The people of Cleveland wanted clean water, and advocated for legislation such as the Clean Water Act, and its attendant regulations. For the Environmental Protection Agency, to protect from threats like egregious water pollution they couldn’t necessarily see directly but understood to be real. So Bauer plays in a city made livable in part through environmental regulation.

But I don’t want to hold Cleveland up as an exception, because it isn’t. The Nationals play by the Anacostia River, a river so polluted that it was newsworthy when it earned its first every passing grade from the Anacostia Watershed Society in 2018: a D. There’s a lot of history in how and why the Anacostia River is the way it is; some of it to do with aging infrastructure and a combined sewage handling system that dumps human waste in the river any time there are heavy rains. Some of it is why recovery efforts are so slow — a lot to do with who lives around the river and how environmental racism impacts the lives of poor and nonwhite district residents.

Gentrification has shaped the Anacostia River’s cleanup, and Nationals Park is a major component of that. By the Nats’ estimates, two-thirds of their attendees are white, in a city that isn’t, and with that influx of money and residents whose complaints are listened to, the river clean-up is receiving more attention than it did previously. (This is not to minimize the great work that AWS and other community groups have done historically.)

I don’t expect that Trevor Bauer — or Bryce Harper — is aware of how much his livelihood is bolstered by environmental regulation or the community organizing and advocacy that led to that regulation. I don’t expect him to know, or really to care. But it annoys the snot out of me when he’s lauded as a “scientific pitcher,” when he so rejects the tenets of actual science, including the use of evidence. Science is built on marrying observable evidence (even if it’s indirect evidence) with unseen scientific principles. Its end product is an explanation of what we can see using what we can’t, to make some meaning out of the chaos of the world.
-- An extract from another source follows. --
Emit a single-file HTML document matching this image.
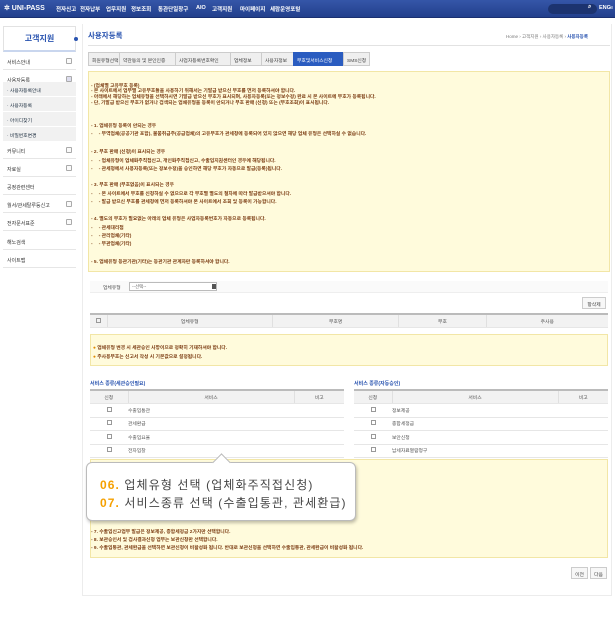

Baseball, at least in its modern incarnation, is built on similar stuff. The “launch angle” revolution took a simple observation — that balls that go up tend to result in more runs than balls that go down – and transformed hitters’ approaches at the plate. Make some observations, find some underlying principles that explain them, apply them, rinse, repeat.

Bauer gets to believe in the latter, but not the former, in part because he doesn’t need to. Global climate change is a social justice issue as much as an environmental one, and will disproportionately affect low-income and nonwhite communities and countries. Bauer, by virtue of being a rich white guy, is unlikely to feel its effects any more than he’s likely to feel the effects of river pollution. Too bad about the rest of us.


Immediately after the official announcement of the blockbuster Mets-Mariners trade, my friend Tim was already browsing the MLB shop for discounted Canó and Díaz gear, and reporting back on his finds. Did I know there was a Robinson Canó fathead? A Robinson Canó Oyo figurine in Sunday alternates? I did not. Tim has children, a few of them, and so must attend to the world of toys a little more carefully than I, a child-free person who nonetheless has an unsteady stack of bobbleheads piled in the corner that grows taller, not smaller, every season.

I confess to not being sure where the line is between toys and collectibles, except that collectibles are toys you do not let children hold. Bobbleheads, in fact, seem deliberately designed for children to destroy, with springing heads that beckon to be liberated from the whisper-thin layer of glue holding them on, tiny fingers to be snapped off, ceramic elbows that shatter upon the slightest impact. Bobbleheads are nothing more than torture for children, like a roped-off museum chair that simultaneously invites and forbids sitting.

Rather, bobbleheads belong in the adult world, on a shelf somewhere, or on a TV stand to supervise the games, or bookending one’s copies of the complete set of Proust’s In Search of Lost Time, if you’re that sort of person. But usually at a desk, on the island of personality afforded to us at work, a reminder of who we are outside of office hours, a tiny flag hung from our small ship to declare fealty to a particular kingdom, to invite conversation. I didn’t realize how much I hated a particular job until I got a forcefully worded memo asking me to clear my desk of “toys,” since it was located in a high-profile part of the office. I was gone within the month, taking my bobbleheads with me. (I did not, alas, shout “they’re COLLECTIBLES!” on my way out.)

It’s the time of year when toys are front and center: on TV commercials, in mailers, and in neon-lit display windows. I was lucky enough to receive a new toy each Christmas, and I remember the dizzying, breathless anticipation of lying in bed the night before and dreaming about what it might be, my new favorite toy, ready to promise my heart to it. It’s a little similar to when Tim and I looked up private planes landing at Boeing Field to try to track if Shohei Ohtani was making a visit to Seattle, although without the attendant crushing of spirit when it became clear he’d never step off a plane in Seattle except as a member of an opposing team. Tim, when Robinson Canó was rumored to be headed to Seattle, did the same thing, tracking his flight, waiting with that same breathless anticipation to see if Seattle would finally land a superstar of the caliber not seen in the Emerald City in over a decade. We might grow up and put away childish things, but that wish for a new toy lives forever in our hearts.

Now Robinson Canó is no longer a Mariner, and the two (three? thirty?) bobbleheads I have of him will require a decision, the same made with the previous year’s Christmas toy: save, store, or donate? Toy or collectible, there is only so much shelf space. My guess is, like other things I loved and moved beyond, I’ll be parting ways with them. The mask is dropped now, and it’s clear these fragile figurines, sloppily painted, weren’t being held for any kind of far-off value. I guess that insistently worded memo was right all along.